◆ **Required task**:
Render the material again word for word, skipping the pictures in it.

>> start Given material

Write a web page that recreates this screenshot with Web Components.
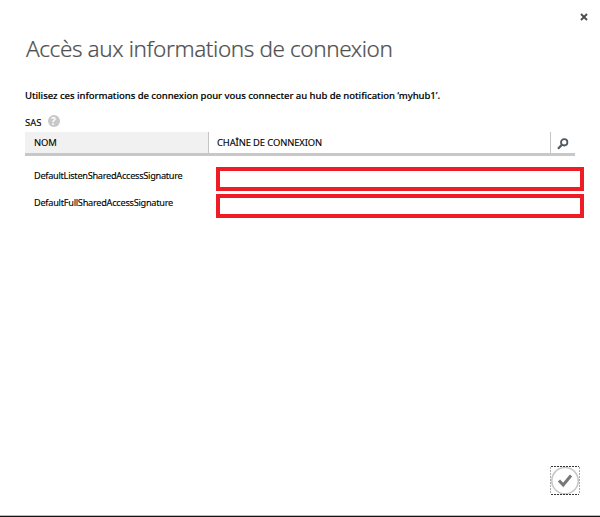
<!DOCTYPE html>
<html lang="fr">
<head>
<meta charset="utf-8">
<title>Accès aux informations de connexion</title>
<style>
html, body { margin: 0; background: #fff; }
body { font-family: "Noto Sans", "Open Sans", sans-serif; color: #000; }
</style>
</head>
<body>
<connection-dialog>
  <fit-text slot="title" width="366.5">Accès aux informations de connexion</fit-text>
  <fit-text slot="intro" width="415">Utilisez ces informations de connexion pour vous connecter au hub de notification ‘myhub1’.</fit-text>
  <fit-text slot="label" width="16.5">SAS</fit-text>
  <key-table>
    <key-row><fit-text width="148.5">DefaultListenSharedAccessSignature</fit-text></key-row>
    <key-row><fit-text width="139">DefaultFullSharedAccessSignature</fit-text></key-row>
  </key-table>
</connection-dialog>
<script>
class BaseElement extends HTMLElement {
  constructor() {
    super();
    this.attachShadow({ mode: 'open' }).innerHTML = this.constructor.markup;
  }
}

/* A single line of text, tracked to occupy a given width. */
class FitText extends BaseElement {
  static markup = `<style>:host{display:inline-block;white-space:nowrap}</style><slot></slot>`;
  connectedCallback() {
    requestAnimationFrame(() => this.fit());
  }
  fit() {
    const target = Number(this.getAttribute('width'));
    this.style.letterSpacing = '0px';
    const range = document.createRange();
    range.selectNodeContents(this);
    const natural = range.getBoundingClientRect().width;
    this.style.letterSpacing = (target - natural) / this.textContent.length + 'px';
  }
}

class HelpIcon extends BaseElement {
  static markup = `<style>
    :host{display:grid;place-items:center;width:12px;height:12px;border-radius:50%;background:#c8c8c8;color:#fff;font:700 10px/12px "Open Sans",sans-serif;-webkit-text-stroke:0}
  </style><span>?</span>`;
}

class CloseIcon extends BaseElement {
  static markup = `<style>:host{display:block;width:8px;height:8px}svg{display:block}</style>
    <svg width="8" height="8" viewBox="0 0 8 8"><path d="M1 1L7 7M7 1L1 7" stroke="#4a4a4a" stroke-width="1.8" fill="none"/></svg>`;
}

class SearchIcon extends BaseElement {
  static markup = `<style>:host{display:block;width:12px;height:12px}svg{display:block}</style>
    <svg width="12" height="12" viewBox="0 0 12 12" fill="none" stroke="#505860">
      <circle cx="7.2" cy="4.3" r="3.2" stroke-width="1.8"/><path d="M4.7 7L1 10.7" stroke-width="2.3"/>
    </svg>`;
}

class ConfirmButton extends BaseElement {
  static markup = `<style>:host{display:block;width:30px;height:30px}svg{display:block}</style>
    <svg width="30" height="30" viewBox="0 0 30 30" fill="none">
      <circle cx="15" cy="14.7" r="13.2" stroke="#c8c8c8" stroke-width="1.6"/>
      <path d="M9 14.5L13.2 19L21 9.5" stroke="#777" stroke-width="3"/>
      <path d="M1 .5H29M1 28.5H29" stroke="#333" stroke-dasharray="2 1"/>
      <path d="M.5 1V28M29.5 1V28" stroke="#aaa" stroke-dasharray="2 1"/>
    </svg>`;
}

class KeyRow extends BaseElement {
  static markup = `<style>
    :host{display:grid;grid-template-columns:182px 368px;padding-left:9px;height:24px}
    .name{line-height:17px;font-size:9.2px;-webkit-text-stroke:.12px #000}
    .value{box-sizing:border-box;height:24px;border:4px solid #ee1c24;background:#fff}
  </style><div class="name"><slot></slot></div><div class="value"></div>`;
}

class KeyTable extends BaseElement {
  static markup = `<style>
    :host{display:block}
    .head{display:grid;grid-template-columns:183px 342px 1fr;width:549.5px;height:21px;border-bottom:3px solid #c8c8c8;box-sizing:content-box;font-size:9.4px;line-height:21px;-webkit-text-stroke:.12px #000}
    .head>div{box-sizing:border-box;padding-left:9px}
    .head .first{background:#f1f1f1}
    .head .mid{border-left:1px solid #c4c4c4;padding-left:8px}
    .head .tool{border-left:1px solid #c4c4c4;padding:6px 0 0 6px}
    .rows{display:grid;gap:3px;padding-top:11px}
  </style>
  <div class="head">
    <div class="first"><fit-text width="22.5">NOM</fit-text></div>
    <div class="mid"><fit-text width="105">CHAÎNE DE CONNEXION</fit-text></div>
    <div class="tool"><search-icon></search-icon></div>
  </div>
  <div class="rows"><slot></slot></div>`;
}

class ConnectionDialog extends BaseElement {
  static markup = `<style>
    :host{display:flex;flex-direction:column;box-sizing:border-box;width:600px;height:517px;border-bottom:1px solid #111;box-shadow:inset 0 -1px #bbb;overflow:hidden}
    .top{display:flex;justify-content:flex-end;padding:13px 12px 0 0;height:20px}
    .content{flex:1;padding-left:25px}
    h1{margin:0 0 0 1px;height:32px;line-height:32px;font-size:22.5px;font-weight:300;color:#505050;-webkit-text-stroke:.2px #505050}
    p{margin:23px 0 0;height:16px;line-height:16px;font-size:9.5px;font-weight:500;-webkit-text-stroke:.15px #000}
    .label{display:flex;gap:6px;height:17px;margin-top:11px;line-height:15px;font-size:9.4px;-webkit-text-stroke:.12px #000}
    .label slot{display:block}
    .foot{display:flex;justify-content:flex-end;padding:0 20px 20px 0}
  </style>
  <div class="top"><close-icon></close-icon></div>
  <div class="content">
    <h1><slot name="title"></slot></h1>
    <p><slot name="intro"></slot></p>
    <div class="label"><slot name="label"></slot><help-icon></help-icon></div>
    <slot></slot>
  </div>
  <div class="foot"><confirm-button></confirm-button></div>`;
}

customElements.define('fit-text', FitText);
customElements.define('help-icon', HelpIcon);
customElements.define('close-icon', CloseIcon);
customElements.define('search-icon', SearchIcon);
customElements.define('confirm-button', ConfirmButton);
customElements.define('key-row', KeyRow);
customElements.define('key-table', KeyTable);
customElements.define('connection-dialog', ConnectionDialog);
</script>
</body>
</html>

>> end Given material

◆ **Task output**:
Write a web page that recreates this screenshot with Web Components.
<!DOCTYPE html>
<html lang="fr">
<head>
<meta charset="utf-8">
<title>Accès aux informations de connexion</title>
<style>
html, body { margin: 0; background: #fff; }
body { font-family: "Noto Sans", "Open Sans", sans-serif; color: #000; }
</style>
</head>
<body>
<connection-dialog>
  <fit-text slot="title" width="366.5">Accès aux informations de connexion</fit-text>
  <fit-text slot="intro" width="415">Utilisez ces informations de connexion pour vous connecter au hub de notification ‘myhub1’.</fit-text>
  <fit-text slot="label" width="16.5">SAS</fit-text>
  <key-table>
    <key-row><fit-text width="148.5">DefaultListenSharedAccessSignature</fit-text></key-row>
    <key-row><fit-text width="139">DefaultFullSharedAccessSignature</fit-text></key-row>
  </key-table>
</connection-dialog>
<script>
class BaseElement extends HTMLElement {
  constructor() {
    super();
    this.attachShadow({ mode: 'open' }).innerHTML = this.constructor.markup;
  }
}

/* A single line of text, tracked to occupy a given width. */
class FitText extends BaseElement {
  static markup = `<style>:host{display:inline-block;white-space:nowrap}</style><slot></slot>`;
  connectedCallback() {
    requestAnimationFrame(() => this.fit());
  }
  fit() {
    const target = Number(this.getAttribute('width'));
    this.style.letterSpacing = '0px';
    const range = document.createRange();
    range.selectNodeContents(this);
    const natural = range.getBoundingClientRect().width;
    this.style.letterSpacing = (target - natural) / this.textContent.length + 'px';
  }
}

class HelpIcon extends BaseElement {
  static markup = `<style>
    :host{display:grid;place-items:center;width:12px;height:12px;border-radius:50%;background:#c8c8c8;color:#fff;font:700 10px/12px "Open Sans",sans-serif;-webkit-text-stroke:0}
  </style><span>?</span>`;
}

class CloseIcon extends BaseElement {
  static markup = `<style>:host{display:block;width:8px;height:8px}svg{display:block}</style>
    <svg width="8" height="8" viewBox="0 0 8 8"><path d="M1 1L7 7M7 1L1 7" stroke="#4a4a4a" stroke-width="1.8" fill="none"/></svg>`;
}

class SearchIcon extends BaseElement {
  static markup = `<style>:host{display:block;width:12px;height:12px}svg{display:block}</style>
    <svg width="12" height="12" viewBox="0 0 12 12" fill="none" stroke="#505860">
      <circle cx="7.2" cy="4.3" r="3.2" stroke-width="1.8"/><path d="M4.7 7L1 10.7" stroke-width="2.3"/>
    </svg>`;
}

class ConfirmButton extends BaseElement {
  static markup = `<style>:host{display:block;width:30px;height:30px}svg{display:block}</style>
    <svg width="30" height="30" viewBox="0 0 30 30" fill="none">
      <circle cx="15" cy="14.7" r="13.2" stroke="#c8c8c8" stroke-width="1.6"/>
      <path d="M9 14.5L13.2 19L21 9.5" stroke="#777" stroke-width="3"/>
      <path d="M1 .5H29M1 28.5H29" stroke="#333" stroke-dasharray="2 1"/>
      <path d="M.5 1V28M29.5 1V28" stroke="#aaa" stroke-dasharray="2 1"/>
    </svg>`;
}

class KeyRow extends BaseElement {
  static markup = `<style>
    :host{display:grid;grid-template-columns:182px 368px;padding-left:9px;height:24px}
    .name{line-height:17px;font-size:9.2px;-webkit-text-stroke:.12px #000}
    .value{box-sizing:border-box;height:24px;border:4px solid #ee1c24;background:#fff}
  </style><div class="name"><slot></slot></div><div class="value"></div>`;
}

class KeyTable extends BaseElement {
  static markup = `<style>
    :host{display:block}
    .head{display:grid;grid-template-columns:183px 342px 1fr;width:549.5px;height:21px;border-bottom:3px solid #c8c8c8;box-sizing:content-box;font-size:9.4px;line-height:21px;-webkit-text-stroke:.12px #000}
    .head>div{box-sizing:border-box;padding-left:9px}
    .head .first{background:#f1f1f1}
    .head .mid{border-left:1px solid #c4c4c4;padding-left:8px}
    .head .tool{border-left:1px solid #c4c4c4;padding:6px 0 0 6px}
    .rows{display:grid;gap:3px;padding-top:11px}
  </style>
  <div class="head">
    <div class="first"><fit-text width="22.5">NOM</fit-text></div>
    <div class="mid"><fit-text width="105">CHAÎNE DE CONNEXION</fit-text></div>
    <div class="tool"><search-icon></search-icon></div>
  </div>
  <div class="rows"><slot></slot></div>`;
}

class ConnectionDialog extends BaseElement {
  static markup = `<style>
    :host{display:flex;flex-direction:column;box-sizing:border-box;width:600px;height:517px;border-bottom:1px solid #111;box-shadow:inset 0 -1px #bbb;overflow:hidden}
    .top{display:flex;justify-content:flex-end;padding:13px 12px 0 0;height:20px}
    .content{flex:1;padding-left:25px}
    h1{margin:0 0 0 1px;height:32px;line-height:32px;font-size:22.5px;font-weight:300;color:#505050;-webkit-text-stroke:.2px #505050}
    p{margin:23px 0 0;height:16px;line-height:16px;font-size:9.5px;font-weight:500;-webkit-text-stroke:.15px #000}
    .label{display:flex;gap:6px;height:17px;margin-top:11px;line-height:15px;font-size:9.4px;-webkit-text-stroke:.12px #000}
    .label slot{display:block}
    .foot{display:flex;justify-content:flex-end;padding:0 20px 20px 0}
  </style>
  <div class="top"><close-icon></close-icon></div>
  <div class="content">
    <h1><slot name="title"></slot></h1>
    <p><slot name="intro"></slot></p>
    <div class="label"><slot name="label"></slot><help-icon></help-icon></div>
    <slot></slot>
  </div>
  <div class="foot"><confirm-button></confirm-button></div>`;
}

customElements.define('fit-text', FitText);
customElements.define('help-icon', HelpIcon);
customElements.define('close-icon', CloseIcon);
customElements.define('search-icon', SearchIcon);
customElements.define('confirm-button', ConfirmButton);
customElements.define('key-row', KeyRow);
customElements.define('key-table', KeyTable);
customElements.define('connection-dialog', ConnectionDialog);
</script>
</body>
</html>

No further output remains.